Broca believed Broca’s area to be critical for speech production. HOWEVER, However, although there is evidence from case studies to support the function of Broca’s and Wernicke’s areas, more recent research has provided contradictory evidence. Dronkers et al. (2007) conducted an MRI scan on Tan’s brain, to try to confirm Broca’s findings. Although a lesion was found in Broca’s area, they also found evidence to suggest other areas may have contributed to the failure in speech production. Moreover, other neuroscientists have found that when people perform cognitive tasks (nothing to do with language) their Broca area is active. Fedorenko (2012) discovered two regions of Broca’s area – one selectively involved in language, the other involved in responding to many demanding cognitive tasks (such as performing maths problems. These results suggest that Broca’s area may not be the only region responsible for speech production, and the deficits found in patients with Broca’s aphasia could result from damage to other neighbouring regions.

A SHORT EXAMPLE OF OTHER POSSIBLE WAYS TO WRITE A01 and A03.

Instead of writing all A01 and A03, you can intersperse them.

Localisation of function is the idea that certain functions (e.g., language, memory, etc.) have certain locations or areas within the brain.

An important area thought to be localised is voluntary movement.
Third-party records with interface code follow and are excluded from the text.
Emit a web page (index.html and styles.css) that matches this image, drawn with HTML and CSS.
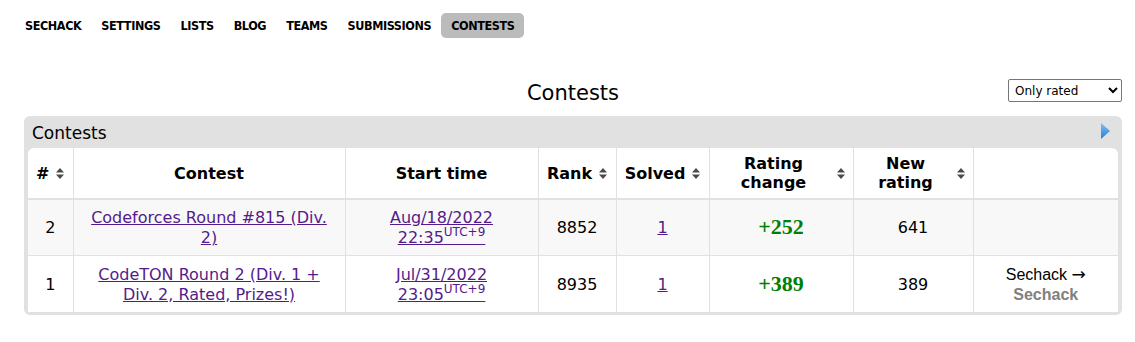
FILE: index.html
```html
<!DOCTYPE html>
<html>
<head>
<meta charset="utf-8">
<link rel="stylesheet" href="styles.css">
</head>
<body>
<nav class="nav">
  <a class="nav-item" href="#">SECHACK</a>
  <a class="nav-item" href="#">SETTINGS</a>
  <a class="nav-item" href="#">LISTS</a>
  <a class="nav-item" href="#">BLOG</a>
  <a class="nav-item" href="#">TEAMS</a>
  <a class="nav-item" href="#">SUBMISSIONS</a>
  <a class="nav-item active" href="#">CONTESTS</a>
</nav>

<div class="title-row">
  <div></div>
  <h1 class="title">Contests</h1>
  <select class="filter"><option>Only rated</option><option>All</option></select>
</div>

<section class="box">
  <div class="caption">
    <span>Contests</span>
    <svg class="toggle" width="9" height="16" viewBox="0 0 9 16">
      <defs><linearGradient id="bl" x1="0" y1="0" x2="0" y2="1"><stop offset="0" stop-color="#7cc0f2"/><stop offset="1" stop-color="#2a7fd4"/></linearGradient></defs>
      <polygon points="0,0 9,8 0,16" fill="url(#bl)"/>
    </svg>
  </div>
  <table class="grid">
    <colgroup>
      <col class="c-num"><col class="c-contest"><col class="c-time"><col class="c-rank"><col class="c-solved"><col class="c-change"><col class="c-new"><col class="c-last">
    </colgroup>
    <thead>
      <tr>
        <th><div class="th-in"><span>#</span><svg class="sort" width="8" height="11" viewBox="0 0 8 11"><polygon points="4,0 8,4.5 0,4.5" /><polygon points="0,6.5 8,6.5 4,11" /></svg></div></th>
        <th>Contest</th>
        <th>Start time</th>
        <th><div class="th-in"><span>Rank</span><svg class="sort" width="8" height="11" viewBox="0 0 8 11"><polygon points="4,0 8,4.5 0,4.5" /><polygon points="0,6.5 8,6.5 4,11" /></svg></div></th>
        <th><div class="th-in"><span>Solved</span><svg class="sort" width="8" height="11" viewBox="0 0 8 11"><polygon points="4,0 8,4.5 0,4.5" /><polygon points="0,6.5 8,6.5 4,11" /></svg></div></th>
        <th><div class="th-in"><span class="grow">Rating<br>change</span><svg class="sort" width="8" height="11" viewBox="0 0 8 11"><polygon points="4,0 8,4.5 0,4.5" /><polygon points="0,6.5 8,6.5 4,11" /></svg></div></th>
        <th><div class="th-in"><span class="grow">New<br>rating</span><svg class="sort" width="8" height="11" viewBox="0 0 8 11"><polygon points="4,0 8,4.5 0,4.5" /><polygon points="0,6.5 8,6.5 4,11" /></svg></div></th>
        <th></th>
      </tr>
    </thead>
    <tbody>
      <tr class="odd">
        <td>2</td>
        <td class="contest"><a href="#">Codeforces Round #815 (Div. 2)</a></td>
        <td><a href="#">Aug/18/2022<br>22:35<sup>UTC+9</sup></a></td>
        <td>8852</td>
        <td><a href="#">1</a></td>
        <td><span class="delta">+252</span></td>
        <td>641</td>
        <td></td>
      </tr>
      <tr>
        <td>1</td>
        <td class="contest"><a href="#">CodeTON Round 2 (Div. 1 + Div. 2, Rated, Prizes!)</a></td>
        <td><a href="#">Jul/31/2022<br>23:05<sup>UTC+9</sup></a></td>
        <td>8935</td>
        <td><a href="#">1</a></td>
        <td><span class="delta">+389</span></td>
        <td>389</td>
        <td class="handles">Sechack <span class="arrow">→</span><br><span class="gray">Sechack</span></td>
      </tr>
    </tbody>
  </table>
</section>
</body>
</html>
```

FILE: styles.css
```css
body {
  margin: 0;
  font-family: "DejaVu Sans", Verdana, sans-serif;
  color: #000;
  background: #fff;
}

.nav {
  display: flex;
  margin-top: 13px;
  padding-left: 15px;
  height: 25px;
}

.nav-item {
  font-family: "DejaVu Sans Condensed", "DejaVu Sans", sans-serif;
  font-stretch: condensed;
  font-weight: bold;
  font-size: 12.5px;
  letter-spacing: -0.4px;
  line-height: 25px;
  padding: 0 10px;
  color: #000;
  text-decoration: none;
  border-radius: 5px;
}

.nav-item.active {
  background: #bbbbbb;
}

.title-row {
  display: grid;
  grid-template-columns: 1fr auto 1fr;
  align-items: start;
  margin: 41px 13px 0 24px;
  height: 37px;
}

.title {
  margin: 0;
  font-size: 21px;
  font-weight: normal;
  line-height: 26px;
  padding-top: 1px;
}

.filter {
  justify-self: end;
  width: 114px;
  height: 23px;
  font-family: "DejaVu Sans", Verdana, sans-serif;
  font-size: 12px;
  border: 1px solid #767676;
  border-radius: 2px;
  background: #fff;
  color: #000;
  padding: 0 2px;
}

.box {
  margin: 0 13px 0 24px;
  background: #e1e1e1;
  border-radius: 6px;
  padding: 0 4px 3px 4px;
}

.caption {
  display: flex;
  align-items: center;
  justify-content: space-between;
  height: 32px;
  padding: 1px 8px 0 4px;
  box-sizing: border-box;
  font-size: 17px;
}

.toggle {
  display: block;
  margin-top: -3px;
}

.grid {
  width: 100%;
  border-collapse: collapse;
  table-layout: fixed;
  background: #fff;
  border-radius: 6px 6px 0 0;
  overflow: hidden;
}

.c-num { width: 45px; }
.c-contest { width: 272px; }
.c-time { width: 193px; }
.c-rank { width: 78px; }
.c-solved { width: 93px; }
.c-change { width: 144px; }
.c-new { width: 120px; }
.c-last { width: 145px; }

.grid th,
.grid td {
  border: 1px solid #e1e1e1;
  text-align: center;
  vertical-align: middle;
}

.grid tr:first-child th { border-top: none; }
.grid th:first-child, .grid td:first-child { border-left: none; }
.grid th:last-child, .grid td:last-child { border-right: none; }
.grid tbody tr:last-child td { border-bottom: none; }

.grid th {
  font-size: 16px;
  font-weight: bold;
  line-height: 19px;
  padding: 6px 8px;
  height: 38px;
}

.grid thead tr th { border-bottom: 2px solid #e1e1e1; }

.th-in {
  display: flex;
  align-items: center;
  justify-content: center;
  gap: 7px;
}

.th-in .grow {
  flex: 1;
  text-align: center;
}

.sort {
  display: block;
  flex: none;
  fill: #4a4a4a;
}

.grid td {
  font-size: 16px;
  line-height: 20px;
  padding: 8px 6px 7px;
  height: 40px;
}

.grid td.contest {
  padding-left: 12px;
  padding-right: 12px;
}

.grid tr.odd td {
  background: #f8f8f8;
}

.grid a {
  color: #551a8b;
}

.grid sup {
  font-size: 12px;
  line-height: 0;
  vertical-align: 7px;
}

.delta {
  font-family: "Liberation Serif", "Times New Roman", serif;
  font-weight: bold;
  font-size: 22px;
  color: #008000;
}

.handles {
  font-family: "Liberation Sans", Arial, sans-serif;
}

.arrow {
  font-family: "DejaVu Sans", sans-serif;
  font-size: 17px;
}

.gray {
  color: #808080;
  font-weight: bold;
}
```
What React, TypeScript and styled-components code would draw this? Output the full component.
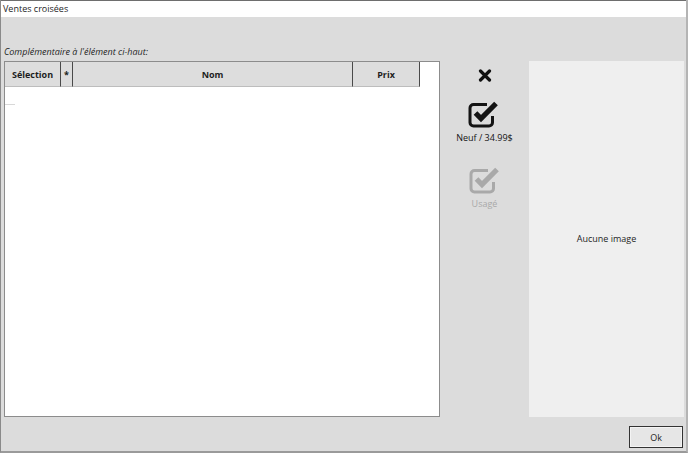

From the 1700s various physiologists had discovered what later became known as the motor cortex by ablating - which is essentially removing cortical tissue from various animals and then observing which area became defunct when the animal became conscious.

Researchers observed that when they ablated the back strip of the frontal lobe, it always resulted in a loss of some motor function. As ablations became more refined, e.g., removing smaller areas of brain tissue, researchers could build up a more detailed record of how the brain represented the body in the cortex into what later became known as the topographical map. It was also discovered that anatomy that has more dexterity, e.g., fingers and tongue has more cortical tissue dedicated to it.

Similar research methods were used to discover the location of the somatosensory cortex, the home to all tactile information., e.g., ablations post-mortems.

However, using electrical stimulation in localisation research meant that data from living humans could be used. For example, in operations where tumours are removed, neurosurgeons need to stimulate or block neural pathways to identify important areas that should not be cut away, e.g., parts of the somatosensory cortex so it’s not removed along with the tumour. Such procedures have shown that humans can feel different sensations in parts of their bodies when researchers stimulate the anterior portion of the parietal lobe with electricity.

Furthermore, amputees with phantom limb ideation have also been used to prove the existence of the somatosensory cortex. The amputated limb is still represented in the brain’s topographical map despite it no longer being physically represented on the body. Therefore, amputees can still feel their missing limbs because their brain still represents their existence in their body map.